### Source excerpt
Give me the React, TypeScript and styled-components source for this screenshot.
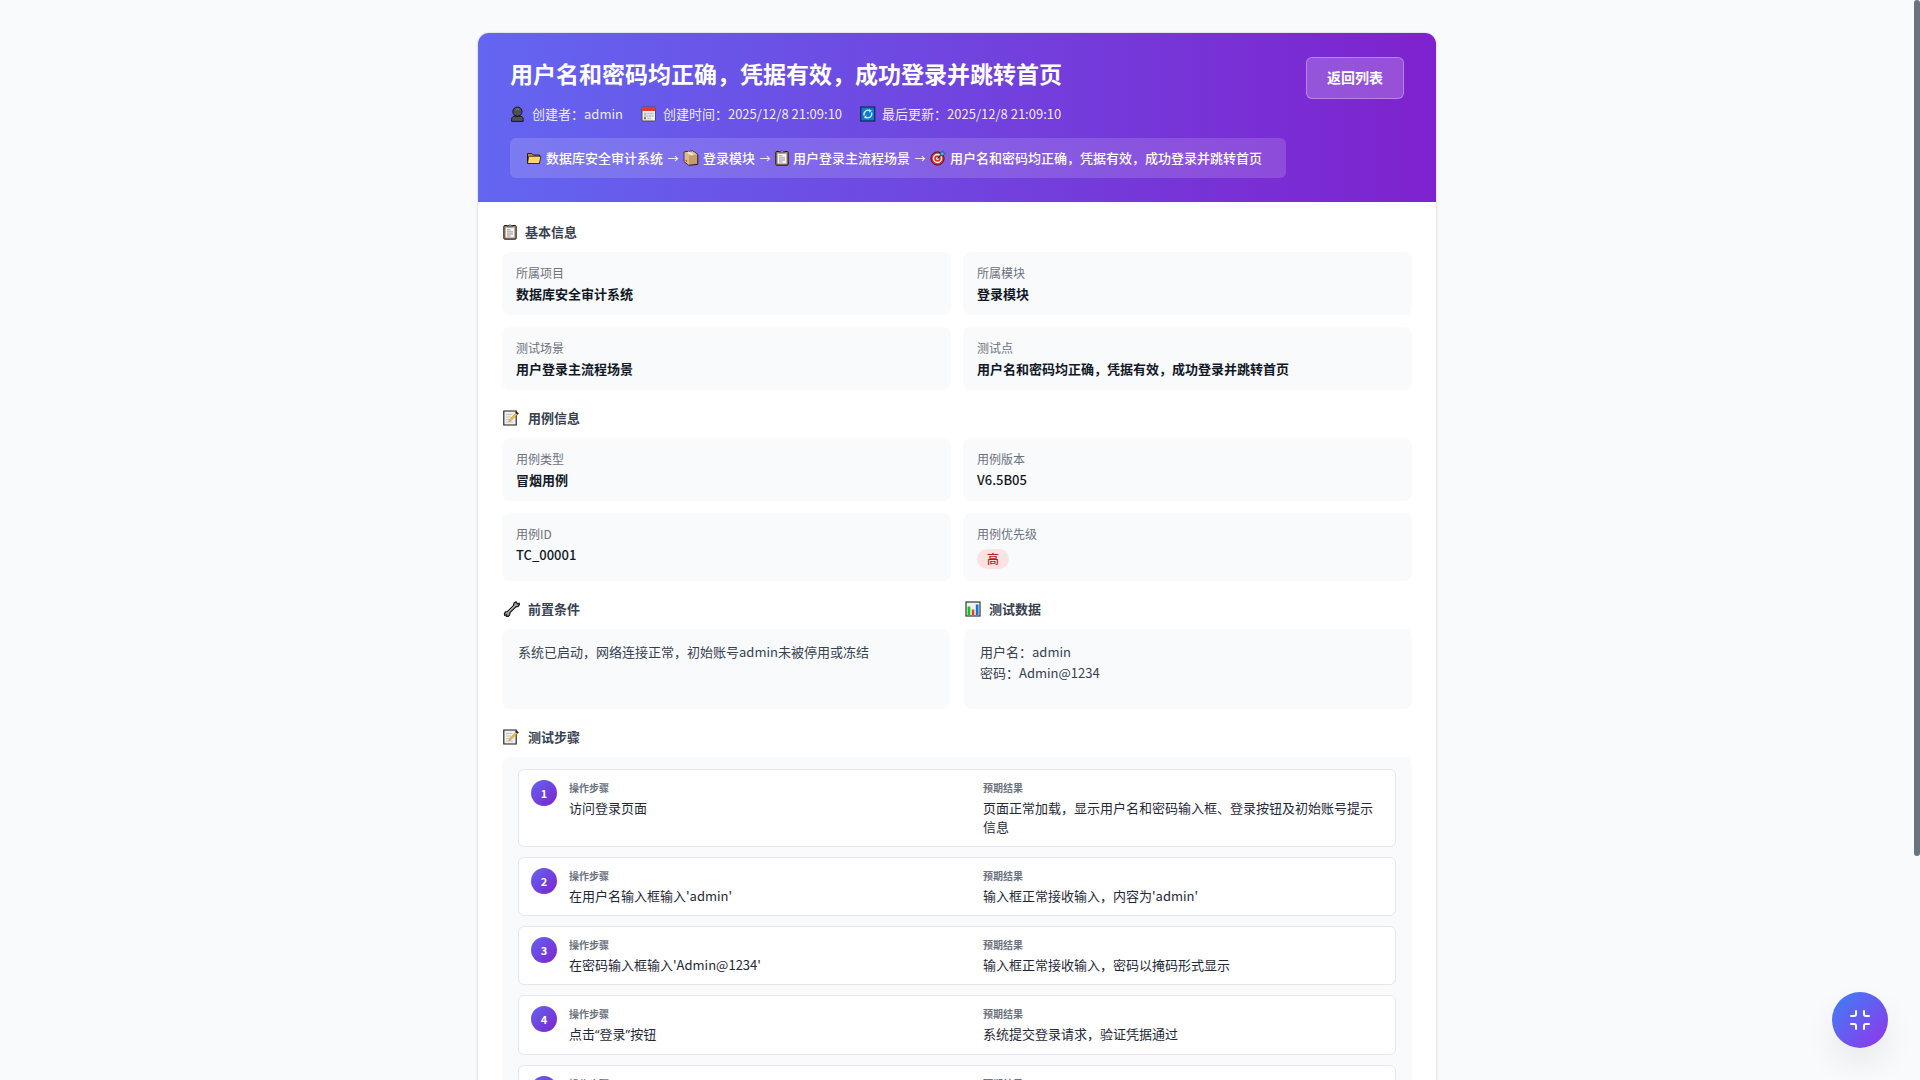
import React from 'react';
import styled, { createGlobalStyle } from 'styled-components';
import { Minimize } from 'lucide-react';

const GlobalStyle = createGlobalStyle`
  *, *::before, *::after { box-sizing: border-box; }
  html, body { margin: 0; padding: 0; }
  body {
    background: #f8fafc;
    color: #111827;
    font-family: "Noto Sans CJK SC", "Noto Sans", sans-serif;
    font-size: 13px;
    line-height: 20px;
  }
  h1, h2, p, dl, dt, dd, ol { margin: 0; padding: 0; }
`;

const Page = styled.div`
  height: 100vh;
  margin-right: 6px;
  overflow-y: auto;
  scrollbar-width: none;
  padding: 32px 24px 140px;
  background: #f8fafc;
`;

const ScrollThumb = styled.div`
  position: fixed;
  top: 0;
  right: 0;
  width: 6px;
  height: 856px;
  border-radius: 3px;
  background: #6b7280;
`;

const Card = styled.main`
  max-width: 960px;
  margin: 0 auto;
  background: #ffffff;
  border: 1px solid #e5e7eb;
  border-radius: 12px;
  overflow: hidden;
  box-shadow: 0 1px 3px rgba(0, 0, 0, 0.06);
`;

const Header = styled.header`
  display: flex;
  align-items: flex-start;
  gap: 20px;
  padding: 24px 32px;
  color: #ffffff;
  background: linear-gradient(90deg, #6366f1 0%, #7e22ce 100%);
`;

const HeaderMain = styled.div`
  flex: 1;
  min-width: 0;
  display: flex;
  flex-direction: column;
  gap: 14px;
`;

const Title = styled.h1`
  font-size: 23px;
  line-height: 32px;
  font-weight: 700;
`;

const MetaRow = styled.div`
  display: flex;
  flex-wrap: wrap;
  gap: 18px;
  line-height: 21px;
  color: rgba(255, 255, 255, 0.9);
`;

const MetaItem = styled.span`
  display: flex;
  align-items: center;
  gap: 6px;
`;

const Breadcrumb = styled.nav`
  display: flex;
  flex-wrap: wrap;
  align-items: center;
  gap: 4px;
  padding: 10px 16px;
  border-radius: 6px;
  background: rgba(255, 255, 255, 0.15);
  font-weight: 500;
`;

const Arrow = styled.span`
  width: 12px;
  display: flex;
  justify-content: center;
  font-size: 11px;
  font-weight: 400;
`;

const BackButton = styled.button`
  padding: 9px 20px 11px;
  border: 1px solid rgba(255, 255, 255, 0.3);
  border-radius: 6px;
  background: rgba(255, 255, 255, 0.2);
  color: #ffffff;
  font: inherit;
  font-size: 14px;
  line-height: 20px;
  font-weight: 600;
  cursor: pointer;
`;

const Body = styled.div`
  display: flex;
  flex-direction: column;
  gap: 18px;
  padding: 20px 24px;
`;

const Section = styled.section`
  display: flex;
  flex-direction: column;
  gap: 10px;
`;

const SectionTitle = styled.h2`
  display: flex;
  align-items: center;
  gap: 8px;
  padding-left: 1px;
  font-size: 13px;
  line-height: 20px;
  font-weight: 600;
  color: #374151;
`;

const Columns = styled.div<{ $gap: number }>`
  display: grid;
  grid-template-columns: 1fr 1fr;
  gap: ${(p) => p.$gap}px;
`;

const InfoGrid = styled(Columns).attrs({ as: 'dl' })``;

const InfoCard = styled.div`
  padding: 12px 14px;
  border-radius: 8px;
  background: #f9fafb;
`;

const InfoLabel = styled.dt`
  margin-bottom: 2px;
  font-size: 12px;
  line-height: 18px;
  color: #6b7280;
`;

const InfoValue = styled.dd<{ $code?: boolean }>`
  line-height: 19px;
  font-weight: ${(p) => (p.$code ? 500 : 600)};
  color: #111827;
`;

const BadgeValue = styled.dd`
  display: flex;
  align-items: flex-end;
  height: 24px;
`;

const Badge = styled.span`
  padding: 0 10px;
  border-radius: 10px;
  background: #fee2e2;
  color: #b91c1c;
  font-size: 12px;
  line-height: 20px;
  font-weight: 500;
`;

const TextBox = styled.p`
  min-height: 80px;
  padding: 12px 16px;
  border-radius: 8px;
  background: #f9fafb;
  line-height: 21px;
  color: #374151;
  white-space: pre-line;
`;

const StepList = styled.ol`
  display: flex;
  flex-direction: column;
  gap: 10px;
  padding: 12px 16px;
  border-radius: 8px;
  background: #f9fafb;
  list-style: none;
`;

const StepItem = styled.li`
  display: flex;
  align-items: flex-start;
  gap: 12px;
  padding: 10px 12px;
  border: 1px solid #e5e7eb;
  border-radius: 6px;
  background: #ffffff;
`;

const StepNumber = styled.span`
  flex: none;
  width: 26px;
  border-radius: 50%;
  background: linear-gradient(135deg, #6366f1 0%, #7e22ce 100%);
  color: #ffffff;
  font-size: 11px;
  line-height: 26px;
  font-weight: 600;
  text-align: center;
`;

const StepColumns = styled(Columns)`
  flex: 1;
`;

const StepLabel = styled.p`
  margin-bottom: 3px;
  font-size: 10px;
  line-height: 15px;
  font-weight: 600;
  color: #6b7280;
`;

const StepText = styled.p`
  line-height: 19px;
  color: #1f2937;
`;

const LatinMark = styled.span`
  font-family: "Open Sans", "Noto Sans", sans-serif;
`;

const FloatingButton = styled.button`
  position: fixed;
  right: 32px;
  bottom: 32px;
  display: flex;
  align-items: center;
  justify-content: center;
  width: 56px;
  height: 56px;
  padding: 0;
  border: 0;
  border-radius: 50%;
  background: linear-gradient(135deg, #3b82f6 0%, #9333ea 100%);
  color: #ffffff;
  box-shadow: 0 16px 32px rgba(0, 0, 0, 0.07);
  cursor: pointer;
`;

const Glyph = styled.svg`
  flex: none;
  display: block;
`;

const PersonIcon = () => (
  <Glyph width="16" height="16" viewBox="0 0 16 16" aria-hidden="true">
    <path d="M1.600 15.400v-2.200c0-2 1.600-3 3.400-3.200h4.600c1.900.2 3.600 1.200 3.600 3.200v2.200z" fill="#4d5157" stroke="#17181b" />
    <circle cx="7.400" cy="5.600" r="4.600" fill="#4d5157" stroke="#17181b" />
    <path d="M4.500 9.500q2.900 2.500 5.800 0" fill="none" stroke="#17181b" />
    <path d="M6 3.500q1.500-1 3 0" fill="none" stroke="#7c8087" />
  </Glyph>
);

const CalendarIcon = () => (
  <Glyph width="16" height="16" viewBox="0 0 16 16" aria-hidden="true">
    <rect x="1" y="1" width="13.500" height="14" rx="1" fill="#eceff1" stroke="#4b4d52" />
    <path d="M1 1h13.500v4H1z" fill="#e23b2e" />
    <path d="M6.500 7.500h6M3 10h9.500M6.500 12.500h3.500" stroke="#b4b9be" strokeWidth="1.500" strokeDasharray="2 .5" />
    <path d="M3 6.700h2.500v2H3z" fill="#b0b4ba" />
    <path d="M3 11.300h2v2H3z" fill="#e23b2e" />
  </Glyph>
);

const RefreshIcon = () => (
  <Glyph width="16" height="16" viewBox="0 0 16 16" aria-hidden="true">
    <rect x=".8" y="1" width="14" height="14" fill="#0f78d4" stroke="#0c1c36" />
    <path d="M4.200 9.500A4 4 0 0 1 10 4.800M11.500 6.500A4 4 0 0 1 5.600 11.200" fill="none" stroke="#d5f1fb" strokeWidth="1.300" />
    <path d="M9 3.300l2.800 1.500-2.400 2zM6.500 12.800l-2.700-1.600 2.400-2z" fill="#d5f1fb" />
  </Glyph>
);

const FolderIcon = () => (
  <Glyph width="16" height="16" viewBox="0 0 16 16" aria-hidden="true">
    <path d="M1.500 13.500V3.600h4.500l1.500 1.500h6v8.400z" fill="#d99a29" stroke="#21180a" strokeLinejoin="round" />
    <path d="M1.500 13.500L2.700 6.200h12.200l-1.500 7.300z" fill="#ffd76e" stroke="#21180a" strokeWidth=".8" strokeLinejoin="round" />
  </Glyph>
);

const PackageIcon = () => (
  <Glyph width="16" height="16" viewBox="0 0 16 16" aria-hidden="true">
    <path d="M1.200 2L9.800 1l5 3.500v9.800L6 15.300l-4.800-3.600z" fill="#c69c6d" stroke="#241a12" strokeLinejoin="round" />
    <path d="M1.500 2.300L6 5.500v9.500l-4.500-3.400z" fill="#dfb98a" />
    <path d="M1.500 2.300L9.800 1.300l4.700 3.200L6 5.600z" fill="#e4c496" />
    <path d="M5 2l4.700 3" stroke="#f7ead3" strokeWidth="1.600" />
    <path d="M2.500 9.500l1.500 1v1.500l-1.500-1z" fill="#e0392c" />
  </Glyph>
);

const ClipboardIcon = () => (
  <Glyph width="14" height="16" viewBox="0 0 14 16" aria-hidden="true">
    <rect x=".8" y="1.500" width="12.400" height="13.700" rx="1" fill="#a98768" stroke="#1d1712" />
    <path d="M2.600 3.400h8.800v10H2.600z" fill="#f4f4f4" />
    <path d="M4.300 2.800V1.500h1.400q1.300-1.600 2.600 0h1.400v1.300z" fill="#c4c7ca" stroke="#3c3c3e" strokeWidth=".8" />
    <path d="M4 5.800h3.500M4 7.900h6M4 10h6M4 12h3.500" stroke="#85888c" strokeWidth=".9" />
  </Glyph>
);

const TargetIcon = () => (
  <Glyph width="16" height="16" viewBox="0 0 16 16" aria-hidden="true">
    <circle cx="7.500" cy="8.500" r="6.600" fill="#df3427" stroke="#2a0d0b" strokeWidth=".8" />
    <circle cx="7.500" cy="8.500" r="4.700" fill="#ffffff" />
    <circle cx="7.500" cy="8.500" r="3.300" fill="#df3427" />
    <circle cx="7.500" cy="8.500" r="1.500" fill="#ffffff" />
    <path d="M7.500 8.500l4-4" stroke="#17354b" strokeWidth="1.200" />
    <path d="M10.300 5.600V3.200l2.400-2.400.5 2 2 .5-2.400 2.400z" fill="#35b6ea" stroke="#123b59" strokeWidth=".6" />
  </Glyph>
);

const MemoIcon = () => (
  <Glyph width="17" height="16" viewBox="0 0 17 16" aria-hidden="true">
    <path d="M.8 1h12.400v14H.8z" fill="#eeeeee" stroke="#17181a" strokeWidth="1.100" />
    <path d="M3 4.500h6M3 7h5M3 9.500h3.500M3 12h7" stroke="#c3c6c9" />
    <path d="M5.700 11.800l1-2.400L13 3l1.400 1.300-6.400 6.500z" fill="#f6bd3c" stroke="#b98824" strokeWidth=".5" />
    <path d="M12.300 2.500l1.300-1 2.200 1.900-1.300 1.400z" fill="#1d1d20" />
  </Glyph>
);

const WrenchIcon = () => (
  <Glyph width="17" height="16" viewBox="0 0 16 16" aria-hidden="true">
    <path
      d="M12.700.8l-2.200 1.300-.6 2.500-5.800 5.900-2.300.4L.9 12.800l.3 1.700 1.500-.8.8 1-.6.9 1.900-.2 1.400-1.500.3-2.200 5.800-5.900 2.300-.4 1.300-1.700-.2-1.500-1.400.8-.9-.9z"
      fill="#9b9fa3"
      stroke="#121315"
      strokeWidth="1.200"
      strokeLinejoin="round"
    />
    <path d="M4.800 11.200l6.400-6.500" stroke="#c9cbce" />
  </Glyph>
);

const ChartIcon = () => (
  <Glyph width="16" height="16" viewBox="0 0 16 16" aria-hidden="true">
    <rect x="1" y="1" width="14" height="14" fill="#f0f1f2" stroke="#323438" strokeWidth="1.200" />
    <path d="M2.600 5.500h2.700V14H2.600z" fill="#16c60c" />
    <path d="M6.800 8.500h2.500V14H6.800z" fill="#e8412b" />
    <path d="M10.800 3.500h2.700V14h-2.700z" fill="#1177d4" />
  </Glyph>
);

type Field = { label: string; value: string; badge?: boolean; code?: boolean };

const basicFields: Field[] = [
  { label: '所属项目', value: '数据库安全审计系统' },
  { label: '所属模块', value: '登录模块' },
  { label: '测试场景', value: '用户登录主流程场景' },
  { label: '测试点', value: '用户名和密码均正确，凭据有效，成功登录并跳转首页' },
];

const caseFields: Field[] = [
  { label: '用例类型', value: '冒烟用例' },
  { label: '用例版本', value: 'V6.5B05', code: true },
  { label: '用例ID', value: 'TC_00001', code: true },
  { label: '用例优先级', value: '高', badge: true },
];

const steps: { action: React.ReactNode; expected: string }[] = [
  { action: '访问登录页面', expected: '页面正常加载，显示用户名和密码输入框、登录按钮及初始账号提示信息' },
  { action: "在用户名输入框输入'admin'", expected: "输入框正常接收输入，内容为'admin'" },
  { action: "在密码输入框输入'Admin@1234'", expected: '输入框正常接收输入，密码以掩码形式显示' },
  {
    action: (
      <>
        点击<LatinMark>“</LatinMark>登录<LatinMark>”</LatinMark>按钮
      </>
    ),
    expected: '系统提交登录请求，验证凭据通过',
  },
  { action: '', expected: '' },
];

const Fields = ({ items }: { items: Field[] }) => (
  <InfoGrid $gap={12}>
    {items.map((f) => (
      <InfoCard key={f.label}>
        <InfoLabel>{f.label}</InfoLabel>
        {f.badge ? (
          <BadgeValue>
            <Badge>{f.value}</Badge>
          </BadgeValue>
        ) : (
          <InfoValue $code={f.code}>{f.value}</InfoValue>
        )}
      </InfoCard>
    ))}
  </InfoGrid>
);

export default function App() {
  return (
    <>
      <GlobalStyle />
      <Page>
        <Card>
          <Header>
            <HeaderMain>
              <Title>用户名和密码均正确，凭据有效，成功登录并跳转首页</Title>
              <MetaRow>
                <MetaItem><PersonIcon /><span>创建者：admin</span></MetaItem>
                <MetaItem><CalendarIcon /><span>创建时间：2025/12/8 21:09:10</span></MetaItem>
                <MetaItem><RefreshIcon /><span>最后更新：2025/12/8 21:09:10</span></MetaItem>
              </MetaRow>
              <Breadcrumb>
                <FolderIcon /><span>数据库安全审计系统</span>
                <Arrow>→</Arrow>
                <PackageIcon /><span>登录模块</span>
                <Arrow>→</Arrow>
                <ClipboardIcon /><span>用户登录主流程场景</span>
                <Arrow>→</Arrow>
                <TargetIcon /><span>用户名和密码均正确，凭据有效，成功登录并跳转首页</span>
              </Breadcrumb>
            </HeaderMain>
            <BackButton type="button">返回列表</BackButton>
          </Header>
          <Body>
            <Section>
              <SectionTitle><ClipboardIcon />基本信息</SectionTitle>
              <Fields items={basicFields} />
            </Section>
            <Section>
              <SectionTitle><MemoIcon />用例信息</SectionTitle>
              <Fields items={caseFields} />
            </Section>
            <Columns $gap={14}>
              <Section>
                <SectionTitle><WrenchIcon />前置条件</SectionTitle>
                <TextBox>系统已启动，网络连接正常，初始账号admin未被停用或冻结</TextBox>
              </Section>
              <Section>
                <SectionTitle><ChartIcon />测试数据</SectionTitle>
                <TextBox>{'用户名：admin\n密码：Admin@1234'}</TextBox>
              </Section>
            </Columns>
            <Section>
              <SectionTitle><MemoIcon />测试步骤</SectionTitle>
              <StepList>
                {steps.map((s, i) => (
                  <StepItem key={i}>
                    <StepNumber>{i + 1}</StepNumber>
                    <StepColumns $gap={14}>
                      <div>
                        <StepLabel>操作步骤</StepLabel>
                        <StepText>{s.action}</StepText>
                      </div>
                      <div>
                        <StepLabel>预期结果</StepLabel>
                        <StepText>{s.expected}</StepText>
                      </div>
                    </StepColumns>
                  </StepItem>
                ))}
              </StepList>
            </Section>
          </Body>
        </Card>
      </Page>
      <ScrollThumb />
      <FloatingButton type="button" aria-label="退出全屏">
        <Minimize size={24} />
      </FloatingButton>
    </>
  );
}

### Work to complete
Which lines contain "components"? Copy each of them.

### Reply to the exercise
Give me the React, TypeScript and styled-components source for this screenshot.
import styled, { createGlobalStyle } from 'styled-components';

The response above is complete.